In the opinion of management, the accompanying unaudited condensed consolidated financial
statements reflect all adjustments, consisting of normal recurring adjustments, necessary to
present fairly the financial position of the Company as of March 31, 2011 and its results of
operations and cash flows for the three months ended March 31, 2011 and 2010. Pursuant to the rules
and regulations of the Securities and Exchange Commission, certain information and disclosures
normally included in financial statements prepared in accordance with accounting principles
generally accepted in the United States of America have been condensed or omitted from these
financial statements. Accordingly, these unaudited condensed consolidated financial statements
should be read in conjunction with the audited consolidated financial statements and notes thereto
included in our Annual Report on Form 10-K for the year ended December 31, 2010, as filed with the
Securities and Exchange Commission on March 10, 2011 (the 2010 Annual Report).
Operating results for the three months ended March 31, 2011 are not necessarily indicative of the
results that may be expected for the year ending December 31, 2011. The preparation of financial
statements in conformity with accounting principles generally accepted in the United States of
America requires management to make estimates and assumptions that affect reported amounts of
assets and liabilities as of the dates of the condensed consolidated balance sheets and reported
amounts of revenues and expenses for the periods presented. Accordingly, actual results could
materially differ from those estimates.
Our revenues include advertising fees from advertisements aired on Outdoor Channel, including fees
paid by outside producers to purchase advertising time in connection with the airing of their
programs on Outdoor Channel and subscriber fees paid by cable, telephone companies and satellite
service providers that air Outdoor Channel. Production Services revenue includes revenue from
advertising fees, revenue from production services for customer-owned telecasts, revenue from
camera services for customer-owned telecasts and revenue from website design, management, marketing
and hosting services.
Certain prior year amounts have been reclassified to conform to the current period presentation.
NOTE 2STOCK INCENTIVE PLANS
The measurement and recognition of compensation expense is recognized in the financial statements
over the service period for the fair value of all awards granted after January 1, 2006 as well as
for existing awards for which the requisite service had not been rendered as of January 1, 2006.
Our stock incentive plans provide for the granting of qualified and nonqualified options,
restricted stock, restricted stock units (RSUs), stock appreciation rights (SARs) and
performance units to our officers, directors and employees.

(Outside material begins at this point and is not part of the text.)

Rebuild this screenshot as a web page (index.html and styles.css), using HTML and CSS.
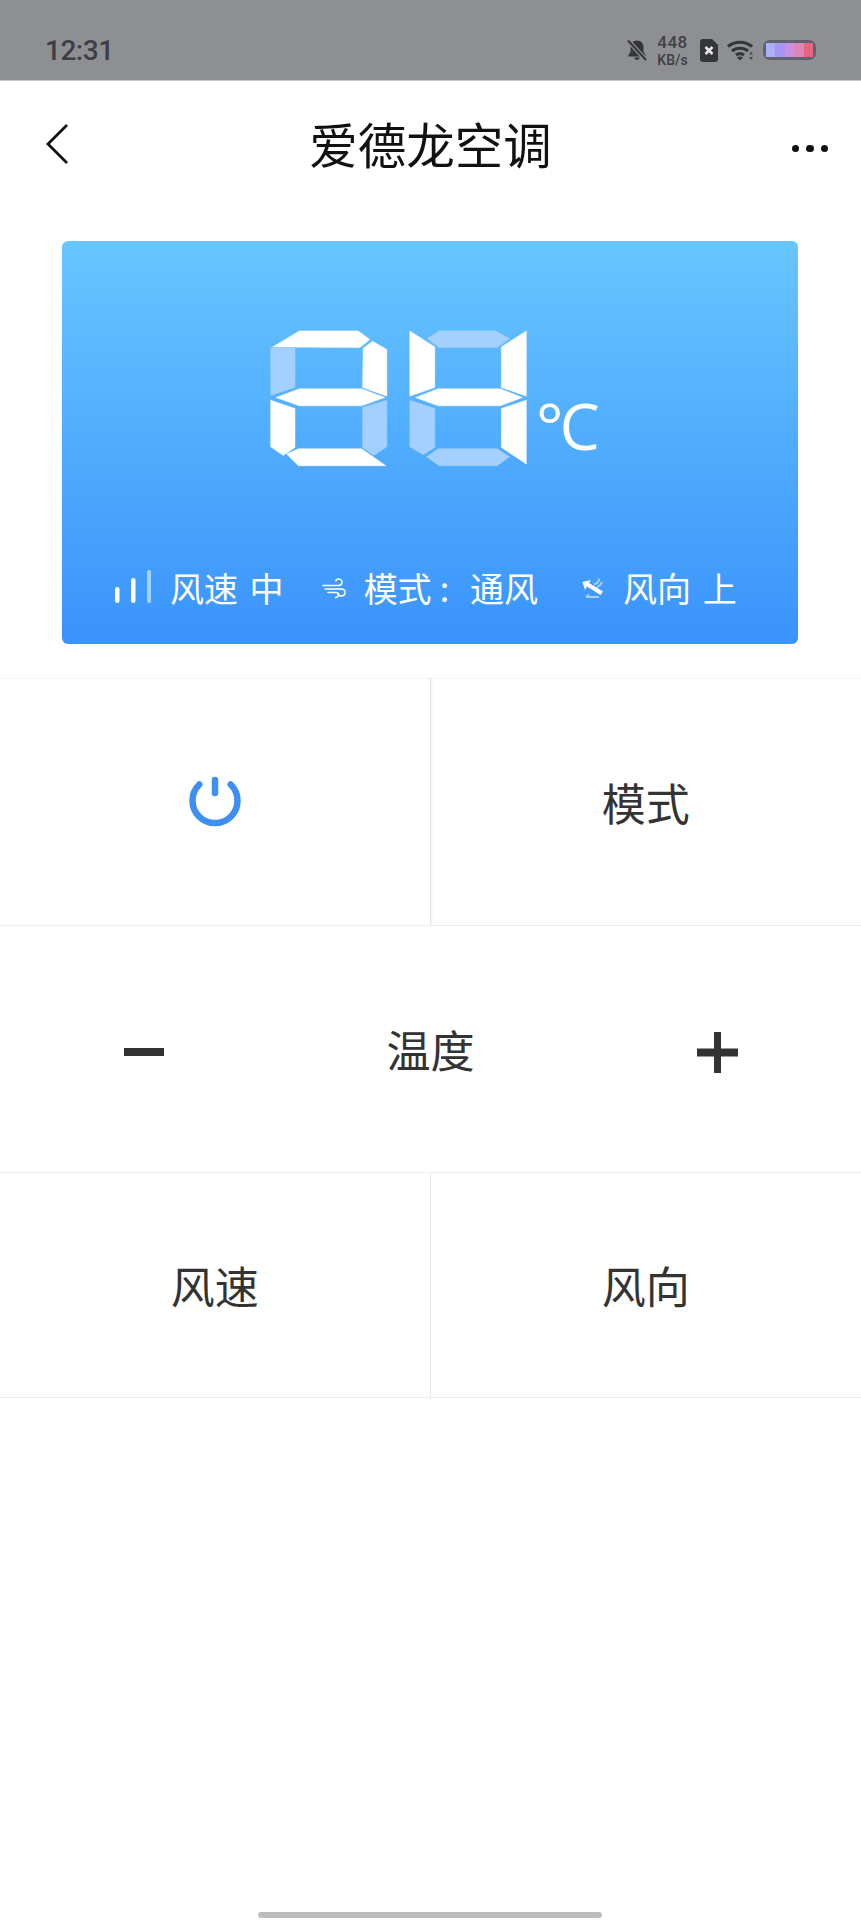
FILE: index.html
```html
<!DOCTYPE html>
<html lang="zh-CN">
<head>
<meta charset="utf-8">
<title>爱德龙空调</title>
<link rel="stylesheet" href="styles.css">
</head>
<body>
<div class="screen">
  <header class="status">
    <span class="time">12:31</span>
    <div class="status-icons">
      <svg class="bell" viewBox="0 0 20 22" width="20" height="22"><path d="M10 1.500c-3.800 0-6.500 2.800-6.500 6.400v5.200L1.500 16v1.500h17V16l-2-2.900V7.900c0-3.600-2.700-6.400-6.500-6.400zM7.300 18.500c.3 1.600 1.400 2.500 2.700 2.500s2.400-.9 2.700-2.500z" fill="#35363b"/><path d="M1 1.500 19 21" stroke="#8e8f93" stroke-width="4.500"/><path d="M1 1.500 19 21" stroke="#35363b" stroke-width="2"/></svg>
      <div class="speed"><span>448</span><span>KB/s</span></div>
      <svg class="sim" viewBox="0 0 18 23" width="18" height="23"><path d="M3 0h9l6 6v14a3 3 0 0 1-3 3H3a3 3 0 0 1-3-3V3a3 3 0 0 1 3-3z" fill="#35363b"/><path d="M5.500 8l7 7M12.500 8l-7 7" stroke="#e8e8ea" stroke-width="2.600"/></svg>
      <svg class="wifi" viewBox="0 0 27 20" width="27" height="20"><g fill="none" stroke="#35363b" stroke-width="3.200"><path d="M1 6.500C7.500 .8 18.500 .8 25 6.500"/><path d="M5 11c4.500-3.700 11.500-3.700 16 0"/><path d="M9 15c2.600-1.900 5.400-1.900 8 0"/></g><path d="M10 17.500c2-1.200 4-1.200 6 0L13 20.500z" fill="#35363b"/><path d="M24 11.500l-2 3h4zM24 20l-2-3h4z" fill="#4a4b50"/></svg>
      <div class="battery"><span class="cell c1"></span><span class="cell c2"></span><span class="cell c3"></span><span class="cell c4"></span><span class="cell c5"></span></div>
    </div>
  </header>

  <nav class="nav">
    <svg class="back" viewBox="0 0 22 40" width="22" height="40"><path d="M21 1 2 20l19 19" fill="none" stroke="#111" stroke-width="2.800"/></svg>
    <h1 class="title">爱德龙空调</h1>
    <div class="more"><i></i><i></i><i></i></div>
  </nav>

  <section class="card">
    <div class="display">
      <svg class="digits" viewBox="60 60 772 410" width="257" height="137">
        <g class="seg-on">
          <polygon points="68,110 148,62 325,62 360,88 330,112"/>
          <polygon points="340,114 368,93 411,118 411,258 338,232"/>
          <polygon points="78,262 148,236 335,236 405,262 335,287 148,287"/>
          <polygon points="62,270 135,295 135,412 100,436 62,410"/>
          <polygon points="110,432 145,416 335,416 408,467 145,467"/>
          <polygon points="480,62 555,110 555,232 480,258"/>
          <polygon points="830,62 830,258 755,232 755,110"/>
          <polygon points="497,262 565,236 752,236 818,262 752,287 565,287"/>
          <polygon points="830,270 830,462 755,412 755,295"/>
        </g>
        <g class="seg-off">
          <polygon points="62,112 135,112 135,232 62,255"/>
          <polygon points="338,292 411,270 411,410 372,436 338,412"/>
          <polygon points="532,85 568,62 738,62 780,85 742,112 568,112"/>
          <polygon points="480,270 555,295 555,412 520,434 480,410"/>
          <polygon points="530,440 565,416 742,416 780,440 742,467 568,467"/>
        </g>
      </svg>
      <span class="unit">°C</span>
    </div>
    <div class="info">
      <svg class="bars" viewBox="0 0 36 34" width="36" height="34"><rect x="0" y="17" width="4.500" height="16" rx="2.200" fill="#fff"/><rect x="16" y="8" width="4.500" height="25" rx="2.200" fill="#fff"/><rect x="32" y="0" width="4.500" height="33" rx="2.200" fill="#a3d0ff"/></svg>
      <span class="info-text first">风速 中</span>
      <svg class="wind" viewBox="0 0 24 22" width="24" height="22"><g fill="none" stroke="#fff" stroke-width="1.500" stroke-linecap="round"><path d="M1 8.500h15c3 0 4-1.500 4-3.200S18.500 2 16.500 2 14 3 14 4"/><path d="M3 12h16c2.500 0 4 1.200 4 3.200S21.500 19 19 19c-1.500 0-2.500-1-2.500-2"/><path d="M6 15.500h8c1.500 0 2.500 1 2.500 2.300S15 20.500 13.500 20.500"/></g></svg>
      <span class="info-text second">模式<span class="colon">:</span>通风</span>
      <svg class="direction" viewBox="0 0 22 21" width="22" height="21"><path d="M.5 4 9 2 7 5 21 13.500l-2.500 3.500L5 8.500 3 12z" fill="#fff"/><path d="M12 6.500C15 5.500 17 3.500 17.500 .5M15 9c2-.5 4-2.500 5-5" fill="none" stroke="#a3d0ff" stroke-width="2"/><path d="M4 19h13M4 19l3-2.500" fill="none" stroke="#a3d0ff" stroke-width="2"/></svg>
      <span class="info-text third">风向 上</span>
    </div>
  </section>

  <section class="controls">
    <div class="row two tall light">
      <div class="cell-btn">
        <svg class="power" viewBox="0 0 52 52" width="52" height="52"><path d="M10.300 9.500a22.500 22.500 0 1 0 31.400 0" fill="none" stroke="#3d8ff0" stroke-width="6.500" stroke-linecap="round"/><path d="M26 5v13" fill="none" stroke="#3d8ff0" stroke-width="6.500" stroke-linecap="round"/></svg>
      </div>
      <div class="cell-btn">模式</div>
    </div>
    <div class="row three tall">
      <div class="cell-btn"><svg class="sign" viewBox="0 0 40 8" width="40" height="8"><rect width="40" height="8" fill="#333"/></svg></div>
      <div class="cell-btn">温度</div>
      <div class="cell-btn"><svg class="sign" viewBox="0 0 41 41" width="41" height="41"><path d="M0 16.500h41v8H0zM17 0h7v41h-7z" fill="#333"/></svg></div>
    </div>
    <div class="row two short">
      <div class="cell-btn">风速</div>
      <div class="cell-btn">风向</div>
    </div>
  </section>

  <div class="home"></div>
</div>
</body>
</html>
```

FILE: styles.css
```css
* { box-sizing: border-box; }
html, body { margin: 0; padding: 0; background: #fff; }
.screen {
  width: 861px;
  height: 1920px;
  display: flex;
  flex-direction: column;
  overflow: hidden;
  background: #fff;
  font-family: "Noto Sans CJK SC", "Noto Sans", sans-serif;
}
.status {
  height: 81px;
  flex: none;
  display: flex;
  align-items: center;
  justify-content: space-between;
  background: #8e8f93;
  border-bottom: 1px solid #c4c5c7;
  padding: 20px 45px 0 45px;
}
.time {
  font-family: Roboto, sans-serif;
  font-weight: 500;
  font-size: 28px;
  letter-spacing: -0.5px;
  color: #3e3f44;
}
.status-icons { display: flex; align-items: center; }
.bell { margin-right: 10px; }
.speed {
  display: flex;
  flex-direction: column;
  align-items: center;
  width: 31px;
  margin-right: 12px;
  font-family: Roboto, sans-serif;
  font-weight: 500;
  color: #3e3f44;
  line-height: normal;
}
.speed span:first-child { font-size: 17px; letter-spacing: 0.5px; }
.speed span:last-child { font-size: 14px; }
.sim { margin-right: 9px; }
.wifi { margin-right: 9px; }
.battery {
  width: 53px;
  height: 20px;
  display: flex;
  padding: 3px;
  border-radius: 7px;
  background: #5f6370;
  filter: blur(0.6px);
}
.cell { flex: 1; }
.c1 { background: #a9b0f4; }
.c2 { background: #a595ee; }
.c3 { background: #c98fe0; }
.c4 { background: #dd86b8; }
.c5 { background: #e8647f; }

.nav {
  height: 129px;
  flex: none;
  display: grid;
  grid-template-columns: 1fr auto 1fr;
  align-items: center;
  padding: 0 33px;
}
.back { margin: -4px 0 0 13px; }
.title {
  margin: -5px 0 0;
  font-size: 48.500px;
  font-weight: 400;
  line-height: 60px;
  color: #111;
}
.more { justify-self: end; display: flex; gap: 7px; margin-top: 6px; }
.more i { width: 7.500px; height: 7.500px; border-radius: 50%; background: #111; display: block; }

.card {
  flex: none;
  width: 736px;
  height: 403px;
  margin: 31px 0 0 62px;
  padding: 89px 0 0 208px;
  border-radius: 6px;
  background: linear-gradient(#67c6ff, #3a93fb);
}
.display { display: flex; align-items: flex-end; height: 137px; }
.digits { display: block; flex: none; filter: blur(0.4px); }
.seg-on { fill: #fff; stroke: #fff; stroke-width: 1.500px; stroke-linejoin: round; }
.seg-off { fill: #a3d0ff; stroke: #a3d0ff; stroke-width: 1.500px; stroke-linejoin: round; }
.unit {
  font-family: "Open Sans", sans-serif;
  font-weight: 400;
  font-size: 64px;
  line-height: 80px;
  letter-spacing: -4px;
  margin: 0 0 1px 9px;
  color: #fff;
}
.info {
  display: flex;
  align-items: center;
  height: 40px;
  margin: 101px 0 0 -155px;
}
.info-text {
  font-size: 34px;
  line-height: 40px;
  color: #fff;
  white-space: nowrap;
  word-spacing: 4px;
}
.bars { margin-top: -2px; }
.first { margin: 0 38px 0 19px; }
.second { margin: 0 44px 0 18px; }
.third { margin-left: 19px; }
.colon { margin: 0 21px 0 8px; }

.row {
  display: grid;
  border-top: 1px solid #ededed;
}
.light { border-top-color: #f5f5f5; }
.two { grid-template-columns: 1fr 1fr; }
.three { grid-template-columns: 1fr 1fr 1fr; }
.controls { margin-top: 34px; flex: none; border-bottom: 1px solid #ededed; }
.tall { height: 247px; }
.short { height: 225px; }
.cell-btn {
  display: flex;
  align-items: center;
  justify-content: center;
  font-size: 44px;
  color: #333;
}
.two .cell-btn:first-child { border-right: 1px solid #e4e4e4; }
.light .cell-btn:first-child { box-shadow: 1px 0 2px #eee; }
.power { margin-top: -3px; }
.sign { margin-top: 6px; }
.home {
  width: 344px;
  height: 6px;
  margin: auto 0 2px 258px;
  border-radius: 3px;
  background: #bdbdbd;
}
```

Outstanding options generally vest over
a period ranging from 90 days to four years after the date of the grant and expire no more than ten
years after the grant. We satisfy the exercise of options and awards of restricted stock by issuing
previously unissued common shares. Currently we have not awarded any SARs but have awarded
performance units and RSUs.
We have two stock incentive plans: 2004 Long-Term Incentive Plan (LTIP Plan) and Non-Employee
Director Stock Option Plan (NEDSOP). No more options can be issued under the NEDSOP Plan. We also
may grant stock options that are not covered under any of the stock incentive plans, with
appropriate shareholder approvals. Options and stock grants are subject to terms and conditions as
determined by our Board of Directors. Stock option grants are generally exercisable in
increments of 25% during each year of employment beginning three months to one year from the date
of grant. Generally, stock options expire five years from the date of grant. Options issued under
our NEDSOP Plan are generally exercisable 40% after the first 3 months of service and 20% on the
first anniversary of appointment and each anniversary thereafter until 100% are vested. These
options generally have 10 year lives.
7
Table of Contents
Our Board of Directors has discretion to allow our employees and Directors to forego shares in
lieu of paying requisite withholding taxes on vested restricted shares. In turn, we remit to the
appropriate taxing authorities the U.S. Federal and state withholding taxes on the total
compensation the employees have realized as a result of the vesting of these shares. During the
three months ended March 31, 2011 and 2010, approximately 61,000 and 62,000 shares were repurchased
with a market value of approximately $471 and $367, respectively.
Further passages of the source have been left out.